なぜ急にこんな話をしたかというと、数年前“赤”という色の持つ魅力に取りつかれたからだ。東京に住んでいたとき、小田急沿線に住んでいたこともあり、よく片瀬江ノ島駅まで自転車を持っていき、江ノ島から葉山の一色海岸までサイクリングをしていた。真夏のにぎやかさとは打って変わり、秋から初夏にかけては穏やかで海がキラキラと輝き、お気に入りのサイクリングロードだった。特に目的地の一色海岸、葉山の御用邸の真裏にある海岸には、砂浜の他に芝生に覆われた丘があり、その上に座りながら夕日が沈んでいくのを見るのがなによりも好きな時間だった。そんなある日のこと、いつものその丘に、赤色のワンピースを着た女性が佇んでいた。
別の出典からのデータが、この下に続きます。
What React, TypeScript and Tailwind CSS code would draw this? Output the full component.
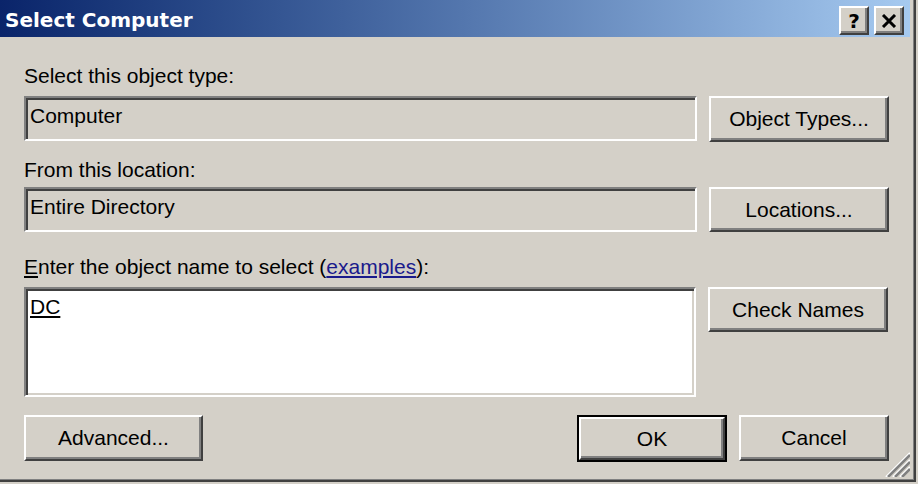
import React from 'react';

const FONT = '"Liberation Sans", Arial, sans-serif';

const sunken =
  'border-2 border-t-[#808080] border-l-[#808080] border-b-white border-r-white shadow-[inset_2px_2px_0_#404040,inset_-2px_-2px_0_#d4d0c8]';

const raised =
  'border-2 border-t-white border-l-white border-b-[#404040] border-r-[#404040] shadow-[inset_-2px_-2px_0_#808080] bg-[#d4d0c8]';

function Button({ children, className = '' }: { children: React.ReactNode; className?: string }) {
  return (
    <button
      type="button"
      className={`flex items-center justify-center text-[21px] leading-6 text-black ${raised} ${className}`}
    >
      {children}
    </button>
  );
}

function TitleButton({ children }: { children: React.ReactNode }) {
  return (
    <div className={`flex h-[29px] w-[30px] items-center justify-center ${raised}`}>
      {children}
    </div>
  );
}

function Grip() {
  return (
    <svg width="26" height="26" viewBox="0 0 26 26" className="absolute bottom-[3px] right-[4px]">
      {[0, 7, 14].map((o) => (
        <g key={o}>
          <line x1={o + 2} y1="26" x2="26" y2={o + 2} stroke="#ffffff" strokeWidth="2" />
          <line x1={o + 4} y1="26" x2="26" y2={o + 4} stroke="#808080" strokeWidth="2.5" />
        </g>
      ))}
    </svg>
  );
}

export default function App() {
  return (
    <div className="h-[484px] w-[918px] overflow-hidden bg-[#d4d0c8]" style={{ fontFamily: FONT }}>
      <div className="relative h-[482px] w-[916px] border-b-2 border-r-2 border-[#404040] shadow-[inset_-1px_-1px_0_#808080]">
        {/* Barre de titre */}
        <div className="flex h-[37px] w-[910px] items-start justify-between bg-gradient-to-r from-[#0a246a] to-[#a6caf0] pl-[5px] pr-[6px]">
          <span
            className="pt-[8px] text-[20px] font-bold leading-6 text-white"
            style={{ fontFamily: '"DejaVu Sans", Verdana, sans-serif' }}
          >
            Select Computer
          </span>
          <div className="flex gap-[5px] pt-[6px]">
            <TitleButton>
              <span
                className="text-[20px] font-bold leading-none text-black"
                style={{ fontFamily: '"DejaVu Sans", sans-serif' }}
              >
                ?
              </span>
            </TitleButton>
            <TitleButton>
              <svg width="16" height="14" viewBox="0 0 16 14">
                <path d="M2 1 L14 13 M14 1 L2 13" stroke="#000" strokeWidth="3" />
              </svg>
            </TitleButton>
          </div>
        </div>

        {/* Contenu */}
        <div className="w-[889px] pl-[24px] text-[21px] leading-6 text-black">
          <p className="mt-[27px]">Select this object type:</p>
          <div className="mt-[8px] flex gap-[12px]">
            <div className={`h-[45px] w-[673px] pl-[4px] pt-[6px] ${sunken}`}>Computer</div>
            <Button className="h-[46px] w-[180px]">Object Types...</Button>
          </div>

          <p className="mt-[16px]">From this location:</p>
          <div className="mt-[5px] flex gap-[12px]">
            <div className={`h-[45px] w-[673px] pl-[4px] pt-[6px] ${sunken}`}>Entire Directory</div>
            <Button className="h-[45px] w-[180px]">Locations...</Button>
          </div>

          <p className="mt-[23px]">
            <span className="underline">E</span>nter the object name to select (
            <span className="text-[#1a1a8c] underline">examples</span>):
          </p>
          <div className="mt-[8px] flex items-start gap-[12px]">
            <div className={`h-[110px] w-[672px] bg-white pl-[4px] pt-[6px] ${sunken}`}>
              <span className="underline">DC</span>
            </div>
            <Button className="h-[45px] w-[180px]">Check Names</Button>
          </div>

          <div className="mt-[18px] flex justify-between">
            <Button className="h-[46px] w-[179px]">Advanced...</Button>
            <div className="flex gap-[12px]">
              <div className="h-[47px] w-[150px] border-2 border-black">
                <Button className="h-full w-full">OK</Button>
              </div>
              <Button className="h-[46px] w-[150px]">Cancel</Button>
            </div>
          </div>
        </div>

        <Grip />
      </div>
    </div>
  );
}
空の青と海の碧、芝生の緑に相まって、その赤い服を着た女性があまりにも輝いて見えたことを今でも鮮明に覚えている。

差し色としての赤で、ぐっと華やかさがアップする

赤は女性を魅力的にさせる最大の武器だと思う。でも、赤い服を着るのは結構勇気のいることだと思うし、ましてや毎日着ることなんてできないだろう。そこで、シンプルな服を好む妻に、赤い傘をプレゼントした。妻は、白、ネイビー、カーキ、黒などをベースにした大人のシックカジュアルを目指している。洗練されてかっこいいと言えばそうだが、少し華やかさに欠けてしまうのも事実だ。

ここに一点、赤色の小物を投入する。靴だったり、傘だったり、バックだったり……。それだけでぐっと印象的なスタイルに変わった! なんだか妻がいつもに増して美しく見えた。赤という色は、シンプルな色に囲まれてこそ、その力を発揮すると知った。木の実も、海辺に佇む赤い服の女性も緑や青の中の差し色であったからこそ、ハッとされられたのだろう。
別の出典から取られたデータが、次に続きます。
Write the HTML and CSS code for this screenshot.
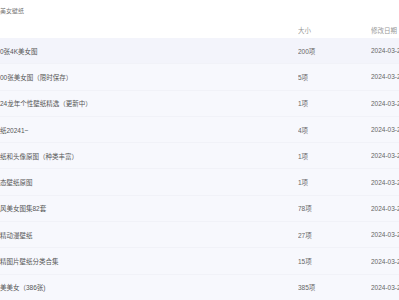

もちろん、小物でなくったっていい。ネイルを赤にしてみるなんてのも一つの手だと思う。何気ないしぐさの時にふっと見える指先。このふっと見えるというところも、より素敵と印象づけるのに効果的なのかもしれない。

赤なんて王道すぎるといわれるだろうが、この夏、ネイルオイルやカラーベースコートなどのネイルアイテムで人気のukaから、赤にこだわったネイルuka red study one(各10ml ¥2,200・税別/uka)が登場した。王道でいながら、あえて改めて赤のラインをだすほど、赤は女性にとってなくてはならない色だからだろう。王道の赤から、青みがかった赤、ボルドーのような深みのある赤まで全6色。一言で赤と言ってもそのニュアンスはいろいろで、自分の肌の色や好みや気分に合わせて選べるのがうれしい。

妻はよくフレッシュな赤である「2/1」を足の爪に塗っている。赤のネイルは発色しにくいらしいが、これは一度塗りでもきれいに色が乗るそうだ。それに速乾性でムラなく簡単に塗ることができるのもポイントだ。美容液成分が入っているので、塗る度に爪が健康になっていくのもいい。足に塗ると普段の生活でなかなか目にすることは少ないが、ヨガなどをしているときにふと目に入ってくる時にすごく幸せな気分になるそうだ。赤は、人の視線を集めるだけでなく、自分をも元気づけてくれる特別な色だ。自分の赤を持てば、きっとその魅力は何倍にも輝くはずだ。

 

今日もまた趣味のサイクリングをしていると、ふと赤色の木の実が目に入った。深い緑の葉にたわわに実った赤い実、そのあまりにもの美しさにハッとした。